並行処理のサポートに関して言語のコア部分に追加された新機能はスレッドローカル記憶域だけではありません。マルチスレッド対応でアトミック処理をサポートする新しいメモリモデルもあります。
新しいメモリモデルとアトミック処理
データの保護にロックや条件変数を使用しているぶんには、メモリモデルを意識する必要はありません。ロックを正しく利用していれば、競合状態からデータが保護されることがメモリモデルによって保証されます。ロックが誤っていれば、動作は未定義です。
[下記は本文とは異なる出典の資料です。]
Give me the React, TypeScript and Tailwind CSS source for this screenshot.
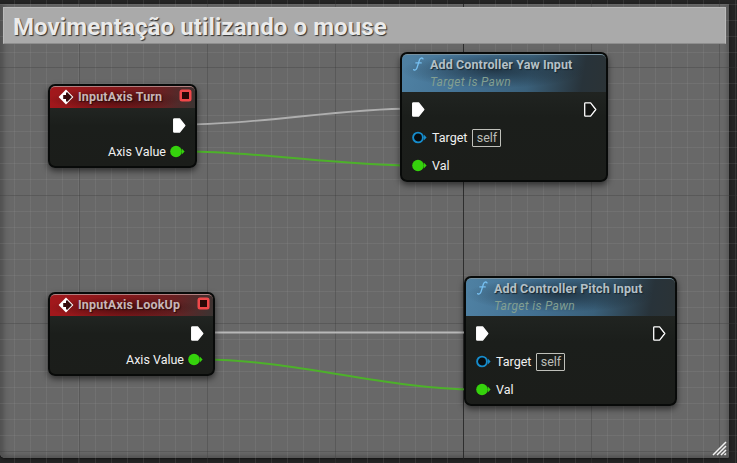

一方、非常に低レベルで処理を行う場合や、高パフォーマンスなライブラリ機能を提供する場合は、詳細を押さえておくことが重要になります。非常に細かな話になりますので、ここでは取り上げません。簡単に言えば、C++0xには内蔵の整数型やvoidポインタに対応するアトミック型とテンプレートstd::atomic<>
があり、基本的なユーザー定義型のアトミック版を作成できるということです。詳細については、関連ドキュメントを参照ください。
まとめ
以上、C++0xの新しいマルチスレッド機能について駆け足で見てきました。今回取り上げたのはごく基本的な部分に過ぎません。他にも、スレッドIDや非同期のfuture値など、さまざまな機能が追加されています。